Hundreds march through streets of Sacramento in unity rally
California ranks No. 1 in the nation with 79 active hate groups, six of which operate in Sacramento area, according to a new report released by the Southern Poverty Law Center, which monitors hate groups and extremists in the U.S.
The Southern Poverty Law Center report includes a detailed map of the 917 hate groups actively operating across the United States. Florida ranks second among states, with 63 active hate groups.
In the Sacramento area, the report cited six active hate groups: Golden State Skinheads, a racist skinhead group, the Traditionalist Worker Party, a white nationalist group, the Pacific Justice Institute and Verity Baptist Church, both anti-LGBT groups, and As-Sabiqun and European-American Evangelistic Crusades, general hate groups.
In June 2016, a rally by members of the Traditionalist Worker Party in the shadow of the state Capitol devolved into violence when members clashed with Antifa, or anti-fascist demonstrators. Ten people were injured, with at least five stabbed in the violent confrontation.
William Planer, a member of the Traditionalist Worker Party, was arrested in July in Colorado for his role in the riot and is awaiting a California court appearance.
A Berkeley teacher and activist who was arrested with two others in June 2016 bloody clash between neo-Nazis and anti-fascist counter-demonstrators faced a Sacramento judge Thursday for the first time on assault charges in the case.
Yvette Felarca, arraigned on suspicion of assault, and fellow defendants Michael Williams and Porfirio Paz, were all freed on bail. The three will return on Oct. 4 to Sacramento Superior Court.
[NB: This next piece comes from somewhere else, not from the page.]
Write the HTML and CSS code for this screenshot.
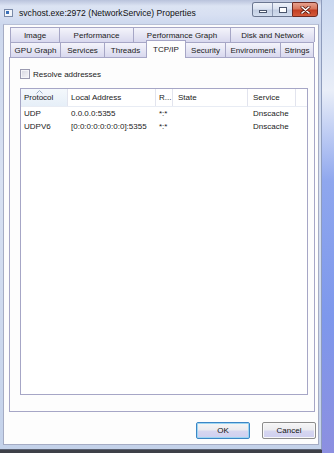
FILE: index.html
```html
<!DOCTYPE html>
<html lang="en">
<head>
    <meta charset="UTF-8">
    <title>svchost.exe:2972 (NetworkService) Properties</title>
    <link rel="stylesheet" href="styles.css">
</head>
<body>
    <div class="window">
        <div class="titlebar">
            <span class="app-icon"><span></span></span>
            <span class="title">svchost.exe:2972 (NetworkService) Properties</span>
            <div class="caption">
                <div class="caption-group">
                    <span class="cap cap-min"><i></i></span>
                    <span class="cap cap-max"><i></i></span>
                </div>
                <span class="cap cap-close">
                    <svg width="11" height="8" viewBox="0 0 11 8">
                        <path d="M2 1 L9 7 M9 1 L2 7" stroke="#5a1a10" stroke-width="3" stroke-linecap="round"/>
                        <path d="M2 1 L9 7 M9 1 L2 7" stroke="#fff" stroke-width="1.6" stroke-linecap="round"/>
                    </svg>
                </span>
            </div>
        </div>
        <div class="client">
            <div class="tabs">
                <div class="tab-row">
                    <span class="tab" style="width: 49px">Image</span>
                    <span class="tab" style="width: 74px">Performance</span>
                    <span class="tab" style="width: 97px">Performance Graph</span>
                    <span class="tab last" style="width: 85px">Disk and Network</span>
                </div>
                <div class="tab-row">
                    <span class="tab" style="width: 50px">GPU Graph</span>
                    <span class="tab" style="width: 44px">Services</span>
                    <span class="tab" style="width: 42px">Threads</span>
                    <span class="tab active" style="width: 40px">TCP/IP</span>
                    <span class="tab" style="width: 40px">Security</span>
                    <span class="tab" style="width: 55px">Environment</span>
                    <span class="tab last" style="width: 34px">Strings</span>
                </div>
            </div>
            <div class="panel">
                <label class="check"><span class="box"></span>Resolve addresses</label>
                <div class="listview">
                    <div class="lv-row lv-head">
                        <span class="c-proto sorted">
                            <svg class="sort" width="7" height="4" viewBox="0 0 7 4"><path d="M0.5 3.5 L3.5 0.5 L6.5 3.5" fill="none" stroke="#9db0c8" stroke-width="1"/></svg>
                            Protocol
                        </span>
                        <span class="c-local">Local Address</span>
                        <span class="c-remote">R...</span>
                        <span class="c-state">State</span>
                        <span class="c-service">Service</span>
                        <span class="c-rest"></span>
                    </div>
                    <div class="lv-row">
                        <span class="c-proto">UDP</span>
                        <span class="c-local">0.0.0.0:5355</span>
                        <span class="c-remote">*:*</span>
                        <span class="c-state"></span>
                        <span class="c-service">Dnscache</span>
                    </div>
                    <div class="lv-row">
                        <span class="c-proto">UDPV6</span>
                        <span class="c-local">[0:0:0:0:0:0:0:0]:5355</span>
                        <span class="c-remote">*:*</span>
                        <span class="c-state"></span>
                        <span class="c-service">Dnscache</span>
                    </div>
                </div>
            </div>
            <div class="buttons">
                <span class="btn btn-default">OK</span>
                <span class="btn">Cancel</span>
            </div>
        </div>
    </div>
</body>
</html>
```

FILE: styles.css
```css
* {
    margin: 0;
    padding: 0;
    box-sizing: border-box;
}
body {
    width: 334px;
    height: 453px;
    overflow: hidden;
    font-family: "Liberation Sans", Arial, sans-serif;
    font-size: 8px;
    color: #1a1a1a;
    background: linear-gradient(to bottom, #c9d7ef 0%, #e9eef8 20%, #8fa7ee 40%, #7e98ec 70%, #8c8fe0 100%);
}
.window {
    width: 322px;
    height: 450px;
    display: flex;
    flex-direction: column;
    background: linear-gradient(to bottom, #cbd6ec 0%, #d8e1f2 40%, #c4d2ea 100%);
    border-right: 1px solid #8e9cbc;
    border-bottom: 1px solid #5a6070;
    box-shadow: 0 3px 0 #3e4048;
}
.titlebar {
    height: 24px;
    display: flex;
    align-items: center;
    padding-left: 4px;
    background: linear-gradient(to bottom, #b9c3dc 0%, #dce4f3 25%, #d8e0f2 60%, #cdd8ee 100%);
}
.app-icon {
    width: 9px;
    height: 8px;
    margin-top: 2px;
    border: 1px solid #7a8aa8;
    background: #f2f5fa;
    display: flex;
    padding: 1px;
}
.app-icon span {
    width: 3px;
    height: 3px;
    background: #3a6fb8;
}
.title {
    margin-left: 6px;
    margin-top: 2px;
    font-size: 8.6px;
    color: #111;
    flex: 1;
}
.caption {
    display: flex;
    align-self: flex-start;
    margin-top: 2px;
    margin-right: 3px;
}
.caption-group {
    display: flex;
    height: 15px;
    border: 1px solid #6a7690;
    border-right: none;
    border-radius: 3px 0 0 3px;
    overflow: hidden;
}
.cap {
    display: flex;
    align-items: center;
    justify-content: center;
    height: 15px;
    background: linear-gradient(to bottom, #eef2f9 0%, #dbe3f1 45%, #c3cfe3 55%, #d3ddee 100%);
}
.caption-group .cap {
    height: 13px;
}
.cap-min {
    width: 20px;
    border-right: 1px solid #8e9ab4;
}
.cap-min i {
    width: 8px;
    height: 3px;
    margin-top: 3px;
    background: #fff;
    border: 1px solid #4a556c;
}
.cap-max {
    width: 19px;
}
.cap-max i {
    width: 8px;
    height: 6px;
    border: 1px solid #4a556c;
    box-shadow: inset 0 0 0 1px #fff, inset 0 1px 0 2px #fff;
    background: #9aa6bc;
}
.cap-close {
    width: 26px;
    border: 1px solid #6e2a22;
    border-radius: 0 3px 3px 0;
    background: linear-gradient(to bottom, #e7a18e 0%, #d8765c 45%, #c33e22 55%, #d45a3a 100%);
}
.client {
    height: 421px;
    margin-left: 3px;
    margin-right: 2px;
    background: #fdfdfd;
    border: 1px solid #a5acc4;
    border-top-color: #b8c0d6;
    padding: 2px 0 0 5px;
    display: flex;
    flex-direction: column;
}
.tabs {
    padding-left: 1px;
    display: flex;
    flex-direction: column;
}
.tab-row {
    display: flex;
    height: 15px;
}
.tab {
    display: flex;
    align-items: center;
    justify-content: center;
    height: 15px;
    border-top: 1px solid #a6a6c6;
    border-left: 1px solid #a6a6c6;
    background: linear-gradient(to bottom, #f4f4fb 0%, #e6e6f4 50%, #d8d8ee 100%);
    white-space: nowrap;
    padding-top: 1px;
}
.tab.last {
    border-right: 1px solid #a6a6c6;
}
.tab.active {
    position: relative;
    z-index: 1;
    height: 18px;
    margin-top: -2px;
    margin-bottom: -1px;
    background: #fdfdfd;
    border-right: 1px solid #a6a6c6;
    margin-right: -1px;
    padding-bottom: 2px;
}
.panel {
    width: 306px;
    height: 355px;
    border: 1px solid #a6a6c6;
    background: #fdfdfd;
    padding: 10px 0 0 10px;
    display: flex;
    flex-direction: column;
}
.check {
    display: flex;
    align-items: center;
    height: 12px;
}
.box {
    width: 10px;
    height: 10px;
    border: 1px solid #9a9ab0;
    background: linear-gradient(135deg, #d6d6e0, #f6f6fa);
    box-shadow: inset 0 0 0 1px #f4f4f8;
    margin-right: 3px;
}
.listview {
    margin-top: 8px;
    width: 288px;
    height: 307px;
    border: 1px solid #a6a6c6;
    background: #fff;
}
.lv-row {
    display: flex;
    height: 13px;
    align-items: center;
    white-space: nowrap;
}
.lv-row span {
    overflow: hidden;
    padding-left: 3px;
}
.lv-head {
    height: 18px;
    border-bottom: 1px solid #e8ecf4;
}
.lv-head span {
    height: 100%;
    display: flex;
    align-items: center;
    border-right: 1px solid #e2e4ee;
    position: relative;
}
.lv-head .sorted {
    background: linear-gradient(to bottom, #f4f8fc, #e6eff8);
}
.sort {
    position: absolute;
    top: 1px;
    left: 15px;
}
.c-proto {
    width: 47px;
}
.c-local {
    width: 88px;
}
.c-remote {
    width: 17px;
}
.c-state {
    width: 75px;
    padding-left: 5px !important;
}
.c-service {
    width: 48px;
}
.lv-head .c-service {
    padding-left: 5px;
}
.lv-row .c-service {
    padding-left: 5px;
}
.lv-head .c-rest {
    flex: 1;
    border-right: none;
}
.buttons {
    display: flex;
    justify-content: flex-end;
    gap: 12px;
    margin-top: 10px;
    padding-right: 2px;
}
.btn {
    width: 54px;
    height: 17px;
    display: flex;
    align-items: center;
    justify-content: center;
    border: 1px solid #8c8c8c;
    border-radius: 2px;
    box-shadow: inset 0 0 0 1px #f8f8f8;
    background: linear-gradient(to bottom, #f6f6f6 0%, #ececf0 45%, #d6d6f0 55%, #cfcff0 100%);
    color: #111;
}
.btn-default {
    border-color: #3c86c6;
    box-shadow: inset 0 0 0 1px #9ed6f2;
}
```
Following the brief hearing, Felarca’s attorney, Shanta Driver, criticized Felarca’s charges as “baseless” and “an attack against those who stand up against fascism and racism.”
As reported in the Miami Herald, the Southern Poverty Law Center report comes after 32-year-old Heather Heyer was killed in Charlottesville, Va., during a “Unite the Right’’ rally organized by white supremacist groups, who took to the streets carrying Nazi and Confederate flags, chanting “Heil Hitler’ and, in some cases, armed with semi-automatic rifles.
On Saturday, James Alex Fields Jr., 20, of Ohio rammed his Dodge Challenger into a crowd of activists protesting the Nazi sympathizers at the Charlottesville rally, killing Heyer and injuring at least 35 others, police said. Fields has ties to neo-Nazi groups.
The rally was held to protest the city’s plan to remove a statue of Robert E. Lee, the Confederacy’s top general. The activists protested the actions of the white nationalists.
On Sunday in Sacramento, several hundred people gathered in downtown Sacramento for a rally that mixed messages of solidarity, hope and anger about the Charlottesville violence.
More than 500 people, including Mayor Darrell Steinberg and city council members, gathered at Sacramento City Hall and marched to the steps of the state Capitol.
In Roseville, people marched Sunday night from downtown to Sculpture Park in support of Charlottesville and to send a message against racism.